In urban and suburban U.S., it’s a rare house that has a detached shed with electricity. So that bashed-up old fridge in the shed is right out for most of us over here.
I don’t see women adopting external retreats, like boats or camps, en masse, if only because there don’t seem do be gender restricted leisure activities, such as hunting and fishing once were.
I agree with monster; “Man Caves” came into existence well after, and possibly as a reaction to, increasing economic independence of women.
There have always been terms for private domains - boudoir, sewing / craft room, or kitchen, and library, office, or shop / shed.
But the concept of “man-cave” is interesting, as it is a room with no ostensible practical purpose, as the other in-home retreats are. This may be just another new symbol of conspicuous consumption, like lawns and large dogs, but I think it is a mechanism for psychologically transitioning to the new economic reality, that women have a lot more to offer a household than choosing cushions and cleaning kitchens. (Not do diminishing the importance of traditional ‘women’s work’; I just like the alliteration.)
For the urban (British) male of limited resources, there is the allotment option - usually comes with electricity and, somewhere nearby, a standing pipe.
Google Images ‘allotment shed’ for ample variety of types.
My first house (1918) had what was called a “feinting room” - a retreat for the lady of the house. The “Oh, I feel faint” line. Most males knew to back off upon hearing that phrase - if they pushed, out would come a vague reference to “female problems” - and NO male is going to go there.
It would later be called a “sewing room” - again, a space exclusively for females.
This is hardly a new concept.
When houses had basements, the basement became the man’s “shop”.
One of the Thin Man series has a visitor inquiring after Nicky:
“Where’s Nicky?”
“He’s in the basement”
“Oh, what’s he working on?”
“A case of Scotch”
(Would it be too much of a hijack to ask what an allotment is? I’ve read of it in hundreds of books, but the meaning was neither clear from nor vital to the context, so I never learned precisely what it is.)
I’m sure BOOM can explain in more detail, but it’s similar to a community garden plot. I believe the land is actually owned by the local municipality and leased for a fairly small fee.
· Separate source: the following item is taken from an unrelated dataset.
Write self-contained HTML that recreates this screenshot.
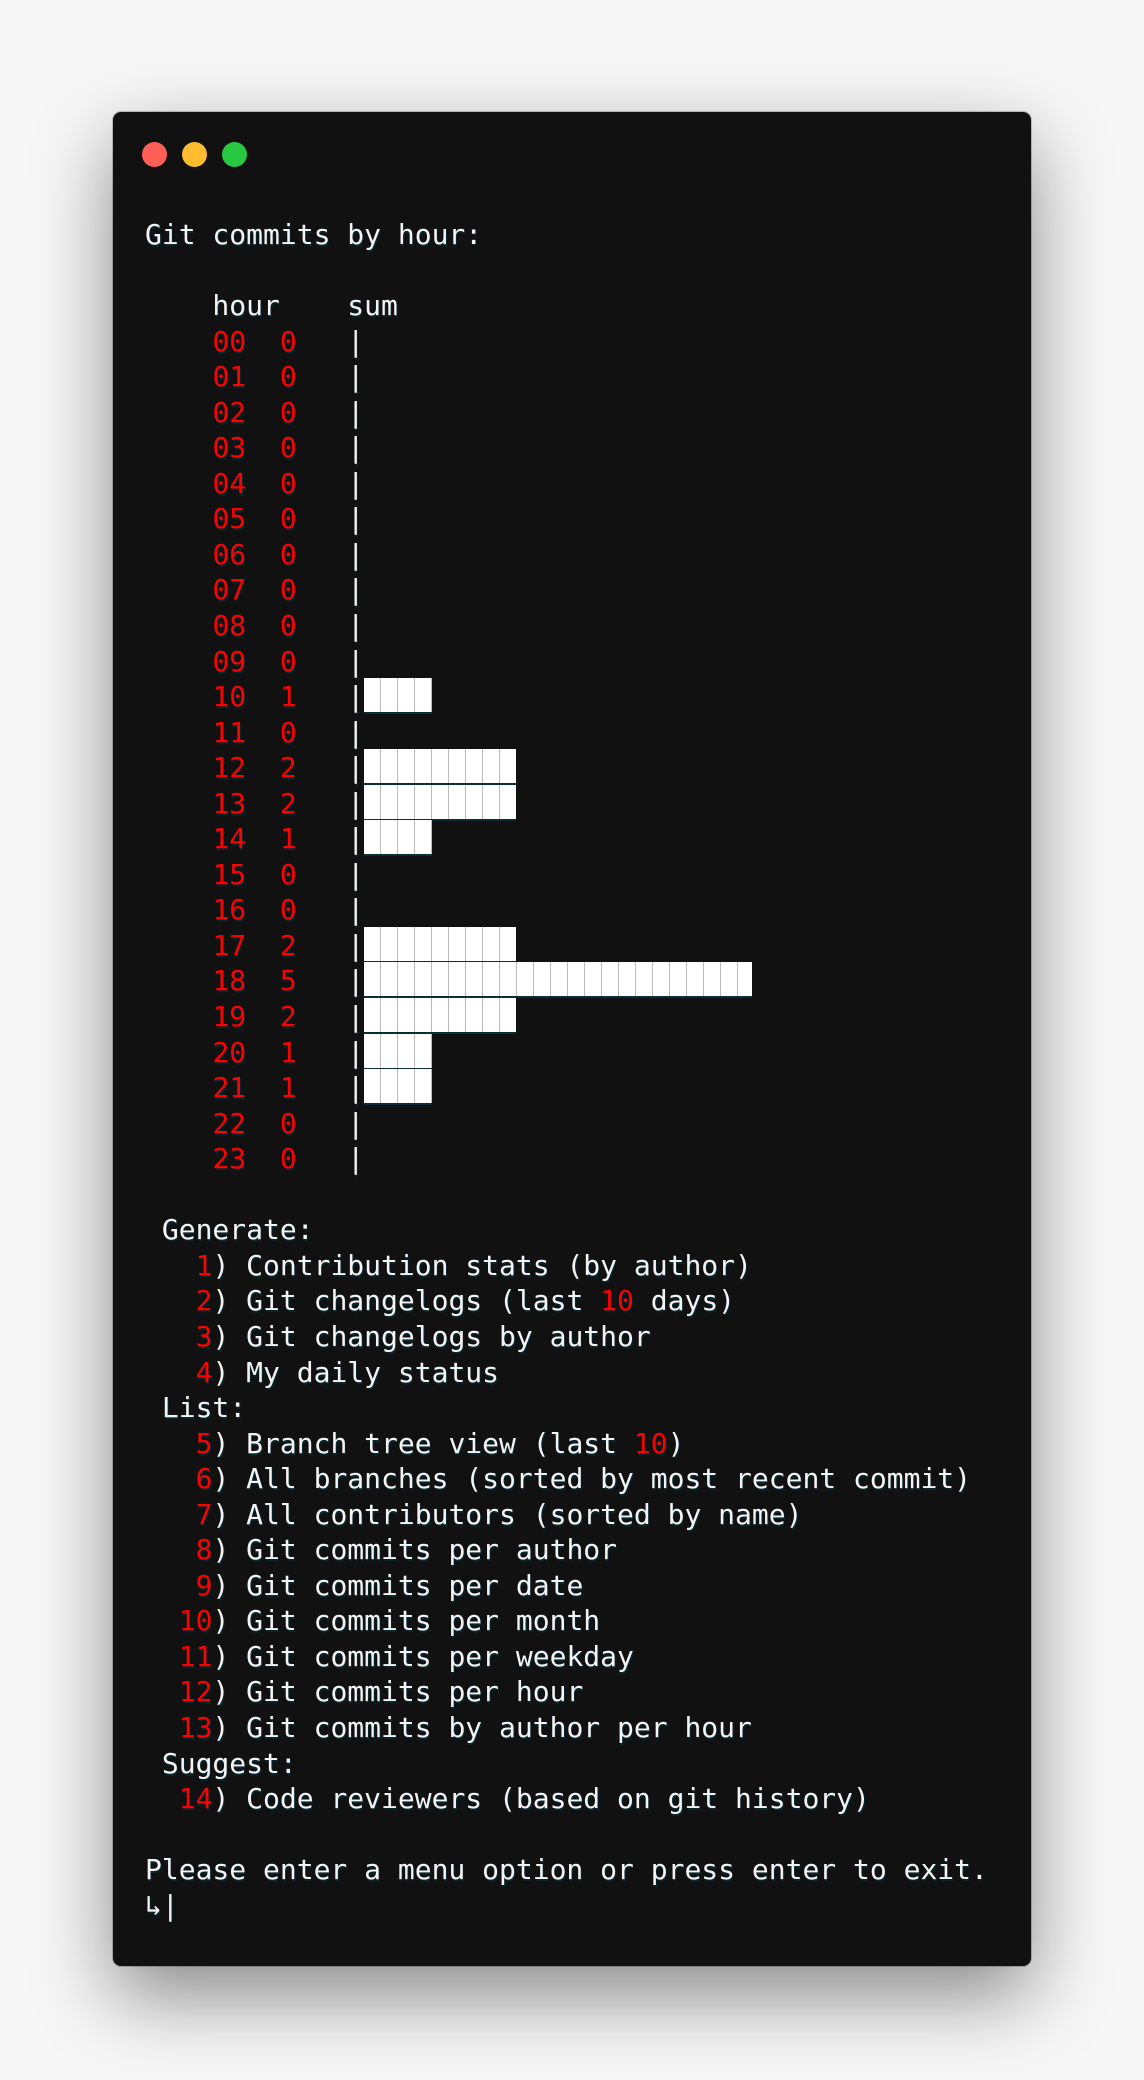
<!DOCTYPE html>
<html><head><meta charset="utf-8"><style>
html,body{margin:0;padding:0}
body{width:1144px;height:2080px;background:#f7f7f7;position:relative;overflow:hidden;font-family:"DejaVu Sans Mono","Liberation Mono",monospace}
.win{position:absolute;left:113px;top:112px;width:918px;height:1854px;background:#111;border-radius:8px;box-shadow:0 30px 80px rgba(0,0,0,.45),0 0 0 1px rgba(0,0,0,.2)}
.dot{position:absolute;top:142px;width:25px;height:25px;border-radius:50%}
pre{position:absolute;left:145px;top:217px;margin:0;font-size:28px;line-height:35.55px;color:#f4f4f4;font-family:inherit;text-shadow:1px 2px 0 #06262e}
.r{color:#f00}
.b{display:inline-block;position:absolute;left:364px;height:34px;margin-top:-1px;background:#fff repeating-linear-gradient(90deg,transparent 0 16px,#bbb 16px 17px);border-bottom:2px solid #0a2d38;box-sizing:content-box}
</style></head><body>
<div class="win"></div>
<div class="dot" style="left:142px;background:#ff5f57"></div>
<div class="dot" style="left:182px;background:#febc2e"></div>
<div class="dot" style="left:222px;background:#28c840"></div>
<pre>Git commits by hour:

    hour    sum
    <span class="r">00  0</span>   |
    <span class="r">01  0</span>   |
    <span class="r">02  0</span>   |
    <span class="r">03  0</span>   |
    <span class="r">04  0</span>   |
    <span class="r">05  0</span>   |
    <span class="r">06  0</span>   |
    <span class="r">07  0</span>   |
    <span class="r">08  0</span>   |
    <span class="r">09  0</span>   |
    <span class="r">10  1</span>   |<span class="b" style="width:68px;left:219px"></span>
    <span class="r">11  0</span>   |
    <span class="r">12  2</span>   |<span class="b" style="width:152px;left:219px"></span>
    <span class="r">13  2</span>   |<span class="b" style="width:152px;left:219px"></span>
    <span class="r">14  1</span>   |<span class="b" style="width:68px;left:219px"></span>
    <span class="r">15  0</span>   |
    <span class="r">16  0</span>   |
    <span class="r">17  2</span>   |<span class="b" style="width:152px;left:219px"></span>
    <span class="r">18  5</span>   |<span class="b" style="width:388px;left:219px"></span>
    <span class="r">19  2</span>   |<span class="b" style="width:152px;left:219px"></span>
    <span class="r">20  1</span>   |<span class="b" style="width:68px;left:219px"></span>
    <span class="r">21  1</span>   |<span class="b" style="width:68px;left:219px"></span>
    <span class="r">22  0</span>   |
    <span class="r">23  0</span>   |

 Generate:
   <span class="r">1</span>) Contribution stats (by author)
   <span class="r">2</span>) Git changelogs (last <span class="r">10</span> days)
   <span class="r">3</span>) Git changelogs by author
   <span class="r">4</span>) My daily status
 List:
   <span class="r">5</span>) Branch tree view (last <span class="r">10</span>)
   <span class="r">6</span>) All branches (sorted by most recent commit)
   <span class="r">7</span>) All contributors (sorted by name)
   <span class="r">8</span>) Git commits per author
   <span class="r">9</span>) Git commits per date
  <span class="r">10</span>) Git commits per month
  <span class="r">11</span>) Git commits per weekday
  <span class="r">12</span>) Git commits per hour
  <span class="r">13</span>) Git commits by author per hour
 Suggest:
  <span class="r">14</span>) Code reviewers (based on git history)

Please enter a menu option or press enter to exit.
↳|</pre>
</body></html>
(For some reason I have it stuck in my head that they are related to the Acts of Enclosure, but I could be completely wrong about that.)
Thank you! Community gardens. I had no idea they went back so far. We’re all excited here on this side, acting like we invented them in the 1990’s or somethin’.
Both my husband and I have ‘nerd caves’ or whatever you want to call them. He has the basement rec room, and it is piled with his hobbies (mostly games). I have the front bedrom, which is piled with my hobbies (mostly crafts).
We both also have computer stations, I guess you might call them, with our separate computers & gadgets.
We don’t have kids, or this might have been different.
They have that? But seriously, Ward Cleaver had The Den. ISTR you entered univited at your own peril. Of course, it was full of books and pipeweed, and nothing particularly fun 'cept for maybe a baseball.
But to the OP: such as it is actually a thing, a Mancave is more of an escape area that some guys feel they need. The need to escape the family certainly exists in both mommies and daddies, but it’s my impression the daddies have a harder time supressing it. For some of us, getting out and going to work is enough of an escape that we don’t mind the rabble in the house for a few hours. If roles continue to switch and we start seeing more stay at home dads, I think you can expect to see The Mancave become significantly more ubiquitous. IMHO it’s not so much about power and privilege as it is about wanting to be alone for a while. Totally sexist presumption: Women are more social naturally, and so don’t crave isolation in quite the same way as a guy does.
He earns most of the money and always has, but I was the one who brought up having my own space when we were first house-hunting. I wanted both of us to have our own space, really–someplace to go when we’d had all the togetherness we could enjoy, but mainly somewhere to keep all those things one of us loved but the other viewed askance. I guess you can call those rooms our man-cave and woman-cave respectively, but we mostly call them the music room and the craft room because that’s what we actually do with them. He stores his guitars and keyboard in his room with the blood-red walls and angular geometric-patterned area rug (the swinging hips Elvis clock, alas, is no more), and I keep my sewing machine and yarn/fiber/fabric stash in my room with the orchid-pink walls full of butterflies and Spanish fans. We bring bits and bobs of each hobby to the living room as it suits.
Most married men expect that their wives will choose 98% of the decor and furnishings of the house. The whole point of the “man cave” concept is that men want one, little, tiny space for THEIR stuff, with furniture and electronics THEY like, where they can hang out and do what THEY want (whether it’s watching TV sports in their underwear, playing violent/sexist video games, eating junk food, whatever).
Outside of that room, the whole HOUSE is a woman cave, more often than not!